Have you noticed how much commentary about the passing of Pope John Paul II talks about his leadership without addressing what motivated that leadership?
Pundits of varying reputation rightly credit Karol Wojtyla with leading the spiritual side of the fight against Communism and secular humanism. They cite his charisma, his force of will, and his political acumen.
But by the time they sandwich bits of biographical detail around applause for the late Pope’s character, most pundits are flirting with their 800-word limit. Only the consummate professionals probe any deeper.
Charles Krauthammer may represent the best of this breed. He glimpsed undiscovered country by contrasting the champions of life and death:
“It was Stalin who gave us the most famous formulation of that cynical (and today quite fashionable) philosophy known as ‘realism’ — the idea that all that ultimately matters in the relations among nations is power: ‘The pope? How many divisions does he have?’ “
“Stalin could have said that only because he never met John Paul II,”
Krauthammer continued. “We have just lost the man whose life was the ultimate refutation of ‘realism.’ Within 10 years of his elevation to the papacy, John Paul II had given his answer to Stalin and to the ages: More than you have. More than you can imagine.”
Beyond alluding to “the power of faith,” however, Krauthammer did not speculate as to what (or, more accurately, who) gave moral force to this bishop of Rome. His column was simply an uptown version of what one Mike Gebert quipped in comments on a popular blog as tribute to Karol Wojtyla and Lech Walesa — “Final Score for the 20th century: Ordinary Poles, 2; German intellectuals, 0.”
The score would have been even more lopsided had Gebert thought to round out his list with Sister M. Faustina Kowalska, the Polish nun whose devotion to Divine Mercy was being celebrated by Catholics when the pope died.
Similarly, while Paul Kengor, writing for National Review Online, found an intriguing peg for his own appreciation of John Paul II in the supernatural event that transformed Fatima, Portugal, in 1916, he didn’t get into papal motivation, either.
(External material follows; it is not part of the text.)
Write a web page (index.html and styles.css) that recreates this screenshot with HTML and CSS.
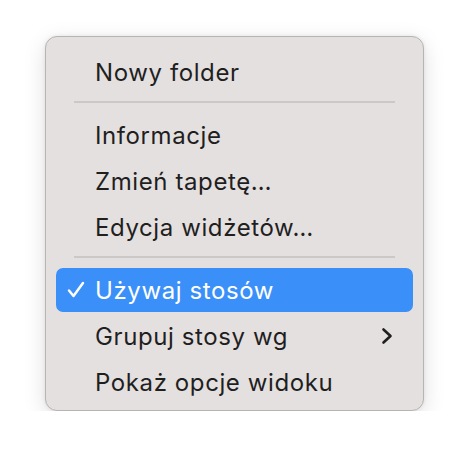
FILE: index.html
```html
<!DOCTYPE html>
<html>
  <head>
    <title>Menu</title>
    <link rel="stylesheet" href="styles.css">
  </head>
  <body>
    <div class="menu">
      <div class="item">Nowy folder</div>
      <div class="sep"></div>
      <div class="item">Informacje</div>
      <div class="item">Zmień tapetę…</div>
      <div class="item">Edycja widżetów…</div>
      <div class="sep"></div>
      <div class="item active">
        <svg class="check" width="18" height="18" viewBox="0 0 18 18"><path d="M2 9.5 L6.5 15 L16 2" fill="none" stroke="#fff" stroke-width="2.5" stroke-linecap="round" stroke-linejoin="round"/></svg>
        Używaj stosów
      </div>
      <div class="item">Grupuj stosy wg
        <svg class="chev" width="12" height="18" viewBox="0 0 12 18"><path d="M2.5 2.5 L9.5 9 L2.5 15.5" fill="none" stroke="#1f1f1f" stroke-width="2.6" stroke-linecap="round" stroke-linejoin="round"/></svg>
      </div>
      <div class="item">Pokaż opcje widoku</div>
    </div>
  </body>
</html>
```

FILE: styles.css
```css
body {
  margin: 0;
  padding: 36px 0 0 45px;
  background: #fff;
  font-family: Inter, "Noto Sans", sans-serif;
}

.menu {
  width: 357px;
  padding: 12px 10px 5px 10px;
  display: flex;
  flex-direction: column;
  background: #e5e0e0;
  border: 1px solid #b8b4b4;
  border-radius: 12px;
  box-shadow: 0 6px 22px rgba(0, 0, 0, 0.13), 0 0 4px rgba(0, 0, 0, 0.08);
}

.item {
  position: relative;
  height: 44px;
  margin: 1px 0;
  padding-left: 39px;
  display: flex;
  align-items: center;
  font-size: 24px;
  letter-spacing: 0.6px;
  color: #1f1f1f;
  border-radius: 7px;
}

.item.active {
  background: #3b8ff9;
  color: #fff;
}

.check {
  position: absolute;
  left: 11px;
  top: 13px;
}

.chev {
  position: absolute;
  right: 20px;
  top: 13px;
}

.sep {
  height: 2px;
  margin: 6px 18px 9px 18px;
  background: #cdc8c8;
}
```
The relative silence of other pundits on this question forced Father Richard John Neuhaus to pick up the slack. Neuhaus runs his own magazine, but wrote this for the New York Post:
“It is impossible to understand John Paul without understanding that his entire thought and being was grounded in the incarnation, the teaching, the suffering, death, resurrection and promised return of Jesus Christ,” Neuhaus wrote, letting the proverbial cat out of the bag.
Some of those Protestants who did not join Neuhaus in crossing the Tiber to Catholicism are silent about papal motivation not because they feel out of their depth, but because to credit Jesus with inspiring the pope would force a re-examination of their own prejudices. Doing that, they might find unwelcome confirmation of what an American Spectator alumnus called the editor of this publication’s “cheeky assertion” that “Among Christian
religions, only one is the genuine article, and it’s known as Roman
Protestant failure to address papal motivation can be read as a backhanded compliment to the late pontiff. For example, at least one preacher on the militantly Calvinist edge of the reformed tradition is of the opinion that the pope’s death represents a chance for other Christians to “expose Catholic errors,” which by his curious lights include “dogmatic denial of the gospel.”
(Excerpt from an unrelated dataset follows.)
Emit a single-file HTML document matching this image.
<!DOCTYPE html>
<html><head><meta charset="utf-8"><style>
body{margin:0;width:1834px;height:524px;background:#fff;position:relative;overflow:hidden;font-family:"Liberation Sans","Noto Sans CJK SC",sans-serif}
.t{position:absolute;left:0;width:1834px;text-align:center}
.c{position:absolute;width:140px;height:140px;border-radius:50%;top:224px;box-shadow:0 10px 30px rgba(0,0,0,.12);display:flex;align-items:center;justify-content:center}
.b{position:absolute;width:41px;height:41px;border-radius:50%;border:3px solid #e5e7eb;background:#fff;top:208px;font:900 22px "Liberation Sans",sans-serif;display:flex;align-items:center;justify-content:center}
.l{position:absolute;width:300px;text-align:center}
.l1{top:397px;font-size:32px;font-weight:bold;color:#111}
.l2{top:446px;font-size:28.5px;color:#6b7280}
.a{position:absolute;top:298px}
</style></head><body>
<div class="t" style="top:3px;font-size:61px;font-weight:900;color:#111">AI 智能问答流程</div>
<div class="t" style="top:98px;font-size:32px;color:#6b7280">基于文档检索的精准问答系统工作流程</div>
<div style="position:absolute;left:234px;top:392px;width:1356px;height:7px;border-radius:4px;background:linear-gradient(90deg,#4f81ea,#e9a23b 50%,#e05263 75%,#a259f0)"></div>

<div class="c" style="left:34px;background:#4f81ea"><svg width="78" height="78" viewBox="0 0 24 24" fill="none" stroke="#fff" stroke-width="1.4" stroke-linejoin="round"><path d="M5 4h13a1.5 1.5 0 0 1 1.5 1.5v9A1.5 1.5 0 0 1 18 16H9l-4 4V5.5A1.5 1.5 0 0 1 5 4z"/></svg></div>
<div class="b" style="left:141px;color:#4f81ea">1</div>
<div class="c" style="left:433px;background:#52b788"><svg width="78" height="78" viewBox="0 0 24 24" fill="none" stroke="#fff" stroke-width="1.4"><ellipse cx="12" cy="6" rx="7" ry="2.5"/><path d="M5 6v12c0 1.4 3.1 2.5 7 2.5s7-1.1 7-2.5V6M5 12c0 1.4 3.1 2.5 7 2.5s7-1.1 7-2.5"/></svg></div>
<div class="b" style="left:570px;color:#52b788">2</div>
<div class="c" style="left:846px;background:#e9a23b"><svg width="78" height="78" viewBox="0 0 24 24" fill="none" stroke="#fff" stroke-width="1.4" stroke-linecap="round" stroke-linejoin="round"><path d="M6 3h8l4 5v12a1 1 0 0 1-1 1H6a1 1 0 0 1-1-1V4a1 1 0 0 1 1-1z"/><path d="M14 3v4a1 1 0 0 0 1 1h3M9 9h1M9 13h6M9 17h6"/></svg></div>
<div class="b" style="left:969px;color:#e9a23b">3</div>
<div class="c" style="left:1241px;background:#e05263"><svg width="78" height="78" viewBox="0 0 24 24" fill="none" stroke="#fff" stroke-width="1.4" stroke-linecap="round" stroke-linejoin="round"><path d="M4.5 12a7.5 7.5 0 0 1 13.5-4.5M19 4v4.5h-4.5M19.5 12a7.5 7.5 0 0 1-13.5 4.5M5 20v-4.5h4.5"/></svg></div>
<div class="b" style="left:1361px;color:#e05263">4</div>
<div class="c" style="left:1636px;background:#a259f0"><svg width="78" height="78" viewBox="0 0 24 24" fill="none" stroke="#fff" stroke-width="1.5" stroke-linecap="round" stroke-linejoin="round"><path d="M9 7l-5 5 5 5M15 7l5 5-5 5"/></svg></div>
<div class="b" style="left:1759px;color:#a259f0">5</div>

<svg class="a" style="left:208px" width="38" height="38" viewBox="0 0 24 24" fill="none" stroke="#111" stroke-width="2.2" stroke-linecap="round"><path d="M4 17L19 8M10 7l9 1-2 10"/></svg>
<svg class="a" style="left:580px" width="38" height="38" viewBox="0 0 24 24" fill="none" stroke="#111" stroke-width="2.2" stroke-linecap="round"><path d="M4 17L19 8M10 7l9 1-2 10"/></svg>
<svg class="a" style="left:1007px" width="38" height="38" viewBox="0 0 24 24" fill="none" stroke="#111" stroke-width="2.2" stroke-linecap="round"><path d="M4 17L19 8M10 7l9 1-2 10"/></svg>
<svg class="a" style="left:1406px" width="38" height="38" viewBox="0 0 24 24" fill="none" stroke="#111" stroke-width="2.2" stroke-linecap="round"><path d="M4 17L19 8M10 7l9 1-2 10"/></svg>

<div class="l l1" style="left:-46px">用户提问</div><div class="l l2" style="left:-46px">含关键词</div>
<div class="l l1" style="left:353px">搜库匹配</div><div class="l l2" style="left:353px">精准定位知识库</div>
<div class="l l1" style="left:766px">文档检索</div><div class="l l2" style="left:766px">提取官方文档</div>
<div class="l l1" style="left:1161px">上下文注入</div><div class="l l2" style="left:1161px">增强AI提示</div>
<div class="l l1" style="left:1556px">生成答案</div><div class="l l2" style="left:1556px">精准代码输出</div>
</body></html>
Southern Baptist Theological Seminary president Al Mohler, though not as quick to speak ill of the dead, still faults John Paul II for never confronting “the most pressing issues of evangelical concern.”
Consider the unconscious arrogance of that charge, which to avoid ridiculousness must overlook the fact that John Paul II had his hands full shepherding 1.1 billion fractious Catholics, staring down the Soviet Union, mending fences with Jews, and striving for rapprochement between Eastern and Western churches. While doing all of that and maintaining a travel schedule that would shame airline employees, the pope still found time to address other Christians in such seminal documents as the encyclical letter “Ut Unum Sint.”
Let it be said for the record that John Paul II was a worthy successor to Peter. His shortcomings were administrative rather than pastoral. To call him a charismatic religious figure with a shrewd sense of Communist weakness and lot of white in his wardrobe is to miss the main thing, which was the relationship with Christ in which he found purpose and consolation.